SOURCE DATA:

^^^^^^^^^^^^^^^^

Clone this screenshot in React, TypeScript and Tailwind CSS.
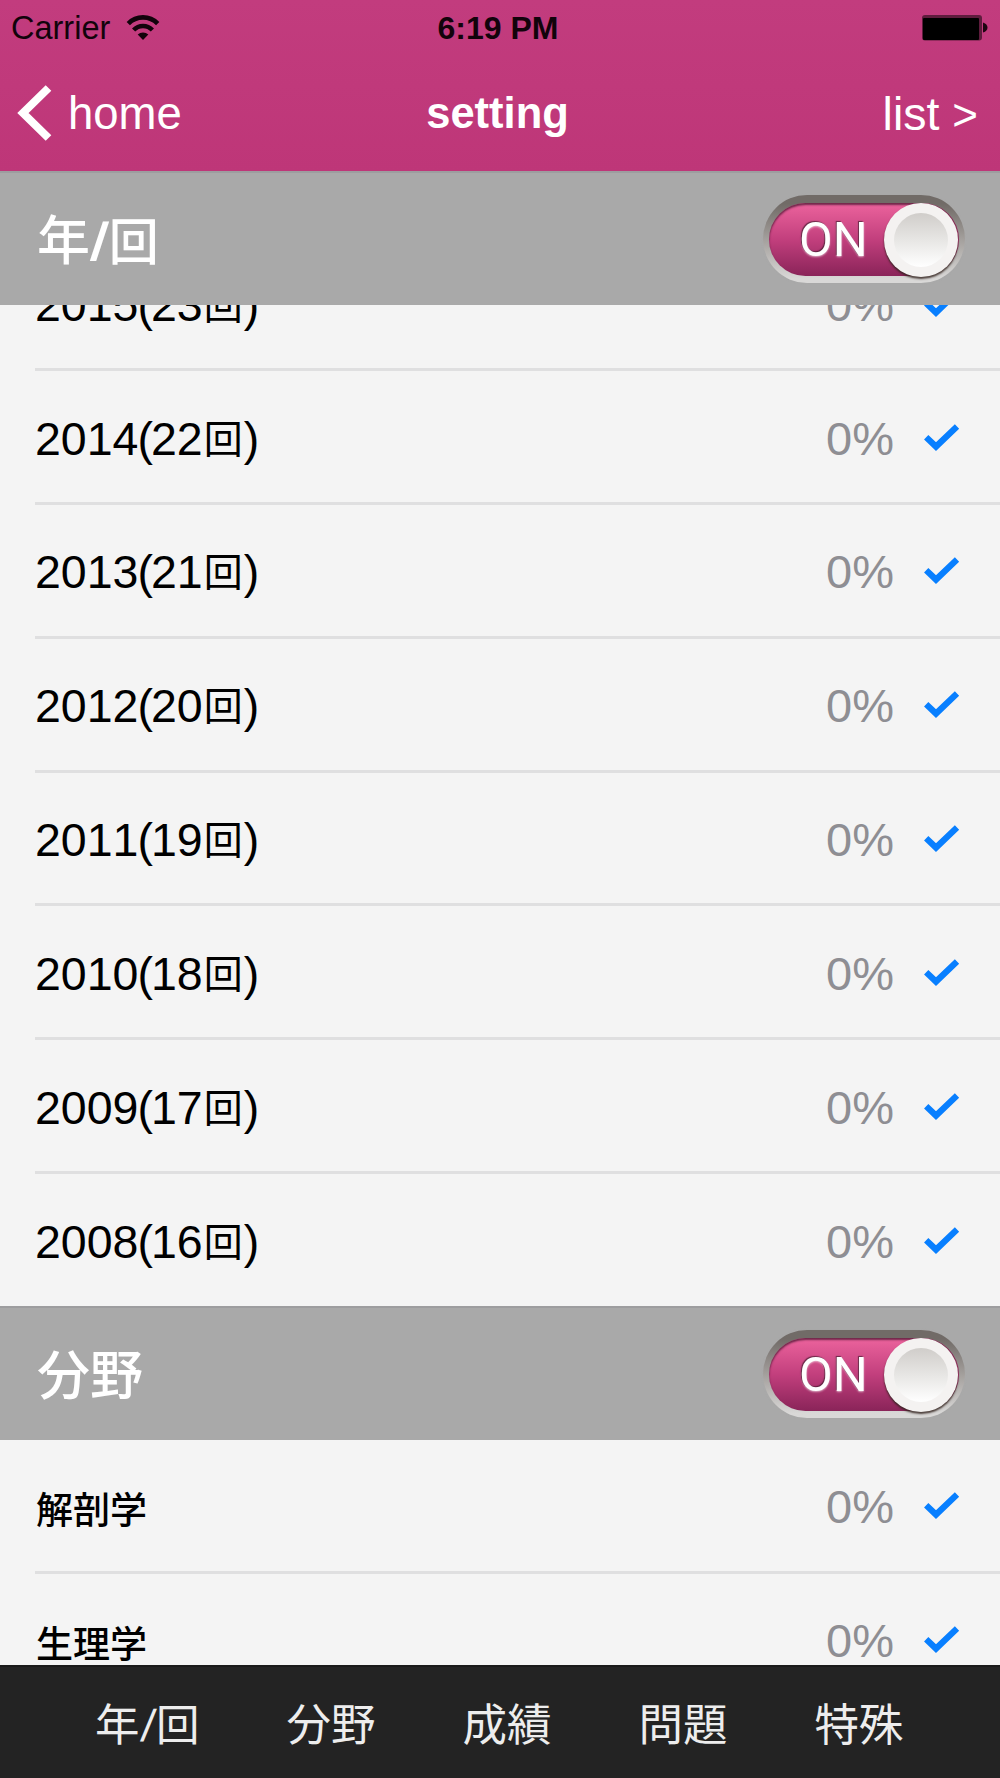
import { useState } from "react";

const years = [
  { year: "2015", round: "23" },
  { year: "2014", round: "22" },
  { year: "2013", round: "21" },
  { year: "2012", round: "20" },
  { year: "2011", round: "19" },
  { year: "2010", round: "18" },
  { year: "2009", round: "17" },
  { year: "2008", round: "16" },
];

const fields = ["解剖学", "生理学"];

const tabs = ["分野", "成績", "問題", "特殊"];

function WifiIcon() {
  return (
    <svg width="34" height="26" viewBox="0 0 34 26" fill="none" stroke="#12030b">
      <path d="M2.3 8.6 A20.5 20.5 0 0 1 31.7 8.6" strokeWidth="4.6" />
      <path d="M7.6 15 A13 13 0 0 1 26.4 15" strokeWidth="4.4" />
      <path d="M11.7 19.6 A7.5 7.5 0 0 1 22.3 19.6 L17 25 Z" fill="#12030b" stroke="none" />
    </svg>
  );
}

function BatteryIcon() {
  return (
    <svg width="68" height="28" viewBox="0 0 68 28">
      <rect x="1" y="1" width="60" height="25.5" rx="3" fill="#5e1c3d" />
      <rect x="2" y="4" width="56" height="22" rx="1" fill="#000" />
      <path d="M62 8.5 Q66.5 10 66.5 13.5 Q66.5 17 62 18.5 Z" fill="#1c0510" />
    </svg>
  );
}

function Check() {
  return (
    <svg width="36" height="28" viewBox="0 0 36 28" fill="none" className="block">
      <path d="M2.2 14.2 L12 23.6 L33 3.4" stroke="#087fff" strokeWidth="6.2" />
    </svg>
  );
}

function Toggle() {
  const [on, setOn] = useState(true);

  return (
    <button
      onClick={() => setOn(!on)}
      aria-pressed={on}
      className="h-[88px] w-[202px] rounded-full bg-gradient-to-b from-[#716b67] from-10% via-[#a39f9c] via-50% to-[#d9d8d7] to-95% px-[6px] pt-[8px] pb-[7px] shadow-[0_0_2px_#a9a9a9]"
    >
      <span className="flex h-[73px] w-[190px] items-center justify-between rounded-full bg-gradient-to-b from-[#ec639d] via-[#c23f7d] to-[#8a2459] pl-[30px] shadow-[inset_0_2px_2px_rgba(70,20,45,0.75)]">
        <span className="font-['Roboto',sans-serif] text-[49px] leading-[78px] text-white [text-shadow:-1px_-1px_1px_rgba(60,20,40,0.7),0_1px_2px_rgba(255,255,255,0.6)]">
          ON
        </span>
        <span className="mr-[1px] flex h-[74px] w-[74px] shrink-0 items-center justify-center rounded-full bg-[#f4f2f1] shadow-[0_2px_2px_rgba(50,35,30,0.85)]">
          <span className="h-[54px] w-[54px] rounded-full bg-gradient-to-b from-[#d0cdca] via-[#e7e6e4] to-white" />
        </span>
      </span>
    </button>
  );
}

function SectionHeader({ children }: { children: React.ReactNode }) {
  return (
    <div className="flex h-[134px] shrink-0 items-center justify-between border-t-2 border-[#9d9d9f] bg-[#a9a9a9] pr-[35px] pl-[37px]">
      <h2 className="pt-[4px] text-[53px] leading-none font-medium text-white">{children}</h2>
      <Toggle />
    </div>
  );
}

function Row({ children, last }: { children: React.ReactNode; last?: boolean }) {
  return (
    <li className={last ? "h-[132px] shrink-0 pl-[35px]" : "h-[133.8px] shrink-0 pl-[35px]"}>
      <div
        className={
          last
            ? "flex h-full items-center pr-[40px]"
            : "flex h-full items-center border-b-3 border-[#dfdfe0] pr-[40px]"
        }
      >
        <div className="flex-1">{children}</div>
        <span className="mr-[30px] pt-[3px] text-[47px] leading-none text-[#8e8e93]">0%</span>
        <Check />
      </div>
    </li>
  );
}

export default function App() {
  return (
    <div className="flex h-[1778px] w-[1000px] flex-col overflow-hidden bg-[#f4f4f4] font-['Liberation_Sans','Noto_Sans_CJK_JP',sans-serif] [font-kerning:none]">
      <header className="h-[171px] shrink-0 bg-gradient-to-b from-[#c23c7e] to-[#be3678]">
        <div className="grid h-[56px] grid-cols-3 items-center pr-[11px] pl-[11px] text-[32px] leading-none text-[#12030b]">
          <div className="flex items-center gap-[16px]">
            <span className="text-[32.5px]">Carrier</span>
            <WifiIcon />
          </div>
          <span className="pr-[4px] text-center font-bold">6:19 PM</span>
          <div className="flex justify-end">
            <BatteryIcon />
          </div>
        </div>
        <nav className="grid h-[115px] grid-cols-3 items-center pr-[22px] pb-[2px] pl-[17px] text-[45.5px] leading-none text-white">
          <a className="flex items-center gap-[15px]">
            <svg width="36" height="56" viewBox="0 0 36 56" fill="none">
              <path d="M31.5 3 L6 28 L31.5 53" stroke="#fff" strokeWidth="8" />
            </svg>
            <span className="pt-[3px]">home</span>
          </a>
          <h1 className="pt-[3px] text-center text-[43.5px] font-bold">setting</h1>
          <a className="pt-[3px] text-right text-[46.5px]">
            list <span className="text-[44px]">&gt;</span>
          </a>
        </nav>
      </header>

      <SectionHeader>
        年<span className="mx-[2px] inline-block -skew-x-8 font-bold">/</span>
        <span className="text-[50px]">回</span>
      </SectionHeader>
      {/* scrolled list, the first row is partly under the header */}
      <ul className="flex h-[1001px] shrink-0 flex-col justify-end overflow-hidden">
        {years.map(({ year, round }, i) => (
          <Row key={year} last={i === years.length - 1}>
            <p className="pt-[4px] text-[46.5px] leading-[50px] text-black">
              {year}
              <span className="-mr-[2px] -ml-[1px]">(</span>
              {round}
              <span className="mr-[1px] ml-[1px] align-[2px] text-[39px] leading-none">回</span>)
            </p>
          </Row>
        ))}
      </ul>

      <SectionHeader>分野</SectionHeader>
      <ul className="flex flex-1 flex-col overflow-hidden">
        {fields.map((name) => (
          <Row key={name}>
            <p className="pt-[13px] pl-[1px] text-[37px] leading-none font-medium text-black">{name}</p>
          </Row>
        ))}
      </ul>

      <footer className="flex h-[113px] shrink-0 items-center gap-[87px] border-t-2 border-[#1a1a1a] bg-[#232323] pt-[7px] pl-[95px] text-[44.5px] leading-none text-[#ededed]">
        <a>
          年<span className="mx-[2px] inline-block -skew-x-8">/</span>
          <span className="text-[43.5px]">回</span>
        </a>
        {tabs.map((tab) => (
          <a key={tab}>{tab}</a>
        ))}
      </footer>
    </div>
  );
}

^^^^^^^^^^^^^^^^

TASK TO CARRY OUT:
Make an exact copy of the whole listing, but don't bring over any pictures.

TASK ANSWER:
Clone this screenshot in React, TypeScript and Tailwind CSS.
import { useState } from "react";

const years = [
  { year: "2015", round: "23" },
  { year: "2014", round: "22" },
  { year: "2013", round: "21" },
  { year: "2012", round: "20" },
  { year: "2011", round: "19" },
  { year: "2010", round: "18" },
  { year: "2009", round: "17" },
  { year: "2008", round: "16" },
];

const fields = ["解剖学", "生理学"];

const tabs = ["分野", "成績", "問題", "特殊"];

function WifiIcon() {
  return (
    <svg width="34" height="26" viewBox="0 0 34 26" fill="none" stroke="#12030b">
      <path d="M2.3 8.6 A20.5 20.5 0 0 1 31.7 8.6" strokeWidth="4.6" />
      <path d="M7.6 15 A13 13 0 0 1 26.4 15" strokeWidth="4.4" />
      <path d="M11.7 19.6 A7.5 7.5 0 0 1 22.3 19.6 L17 25 Z" fill="#12030b" stroke="none" />
    </svg>
  );
}

function BatteryIcon() {
  return (
    <svg width="68" height="28" viewBox="0 0 68 28">
      <rect x="1" y="1" width="60" height="25.5" rx="3" fill="#5e1c3d" />
      <rect x="2" y="4" width="56" height="22" rx="1" fill="#000" />
      <path d="M62 8.5 Q66.5 10 66.5 13.5 Q66.5 17 62 18.5 Z" fill="#1c0510" />
    </svg>
  );
}

function Check() {
  return (
    <svg width="36" height="28" viewBox="0 0 36 28" fill="none" className="block">
      <path d="M2.2 14.2 L12 23.6 L33 3.4" stroke="#087fff" strokeWidth="6.2" />
    </svg>
  );
}

function Toggle() {
  const [on, setOn] = useState(true);

  return (
    <button
      onClick={() => setOn(!on)}
      aria-pressed={on}
      className="h-[88px] w-[202px] rounded-full bg-gradient-to-b from-[#716b67] from-10% via-[#a39f9c] via-50% to-[#d9d8d7] to-95% px-[6px] pt-[8px] pb-[7px] shadow-[0_0_2px_#a9a9a9]"
    >
      <span className="flex h-[73px] w-[190px] items-center justify-between rounded-full bg-gradient-to-b from-[#ec639d] via-[#c23f7d] to-[#8a2459] pl-[30px] shadow-[inset_0_2px_2px_rgba(70,20,45,0.75)]">
        <span className="font-['Roboto',sans-serif] text-[49px] leading-[78px] text-white [text-shadow:-1px_-1px_1px_rgba(60,20,40,0.7),0_1px_2px_rgba(255,255,255,0.6)]">
          ON
        </span>
        <span className="mr-[1px] flex h-[74px] w-[74px] shrink-0 items-center justify-center rounded-full bg-[#f4f2f1] shadow-[0_2px_2px_rgba(50,35,30,0.85)]">
          <span className="h-[54px] w-[54px] rounded-full bg-gradient-to-b from-[#d0cdca] via-[#e7e6e4] to-white" />
        </span>
      </span>
    </button>
  );
}

function SectionHeader({ children }: { children: React.ReactNode }) {
  return (
    <div className="flex h-[134px] shrink-0 items-center justify-between border-t-2 border-[#9d9d9f] bg-[#a9a9a9] pr-[35px] pl-[37px]">
      <h2 className="pt-[4px] text-[53px] leading-none font-medium text-white">{children}</h2>
      <Toggle />
    </div>
  );
}

function Row({ children, last }: { children: React.ReactNode; last?: boolean }) {
  return (
    <li className={last ? "h-[132px] shrink-0 pl-[35px]" : "h-[133.8px] shrink-0 pl-[35px]"}>
      <div
        className={
          last
            ? "flex h-full items-center pr-[40px]"
            : "flex h-full items-center border-b-3 border-[#dfdfe0] pr-[40px]"
        }
      >
        <div className="flex-1">{children}</div>
        <span className="mr-[30px] pt-[3px] text-[47px] leading-none text-[#8e8e93]">0%</span>
        <Check />
      </div>
    </li>
  );
}

export default function App() {
  return (
    <div className="flex h-[1778px] w-[1000px] flex-col overflow-hidden bg-[#f4f4f4] font-['Liberation_Sans','Noto_Sans_CJK_JP',sans-serif] [font-kerning:none]">
      <header className="h-[171px] shrink-0 bg-gradient-to-b from-[#c23c7e] to-[#be3678]">
        <div className="grid h-[56px] grid-cols-3 items-center pr-[11px] pl-[11px] text-[32px] leading-none text-[#12030b]">
          <div className="flex items-center gap-[16px]">
            <span className="text-[32.5px]">Carrier</span>
            <WifiIcon />
          </div>
          <span className="pr-[4px] text-center font-bold">6:19 PM</span>
          <div className="flex justify-end">
            <BatteryIcon />
          </div>
        </div>
        <nav className="grid h-[115px] grid-cols-3 items-center pr-[22px] pb-[2px] pl-[17px] text-[45.5px] leading-none text-white">
          <a className="flex items-center gap-[15px]">
            <svg width="36" height="56" viewBox="0 0 36 56" fill="none">
              <path d="M31.5 3 L6 28 L31.5 53" stroke="#fff" strokeWidth="8" />
            </svg>
            <span className="pt-[3px]">home</span>
          </a>
          <h1 className="pt-[3px] text-center text-[43.5px] font-bold">setting</h1>
          <a className="pt-[3px] text-right text-[46.5px]">
            list <span className="text-[44px]">&gt;</span>
          </a>
        </nav>
      </header>

      <SectionHeader>
        年<span className="mx-[2px] inline-block -skew-x-8 font-bold">/</span>
        <span className="text-[50px]">回</span>
      </SectionHeader>
      {/* scrolled list, the first row is partly under the header */}
      <ul className="flex h-[1001px] shrink-0 flex-col justify-end overflow-hidden">
        {years.map(({ year, round }, i) => (
          <Row key={year} last={i === years.length - 1}>
            <p className="pt-[4px] text-[46.5px] leading-[50px] text-black">
              {year}
              <span className="-mr-[2px] -ml-[1px]">(</span>
              {round}
              <span className="mr-[1px] ml-[1px] align-[2px] text-[39px] leading-none">回</span>)
            </p>
          </Row>
        ))}
      </ul>

      <SectionHeader>分野</SectionHeader>
      <ul className="flex flex-1 flex-col overflow-hidden">
        {fields.map((name) => (
          <Row key={name}>
            <p className="pt-[13px] pl-[1px] text-[37px] leading-none font-medium text-black">{name}</p>
          </Row>
        ))}
      </ul>

      <footer className="flex h-[113px] shrink-0 items-center gap-[87px] border-t-2 border-[#1a1a1a] bg-[#232323] pt-[7px] pl-[95px] text-[44.5px] leading-none text-[#ededed]">
        <a>
          年<span className="mx-[2px] inline-block -skew-x-8">/</span>
          <span className="text-[43.5px]">回</span>
        </a>
        {tabs.map((tab) => (
          <a key={tab}>{tab}</a>
        ))}
      </footer>
    </div>
  );
}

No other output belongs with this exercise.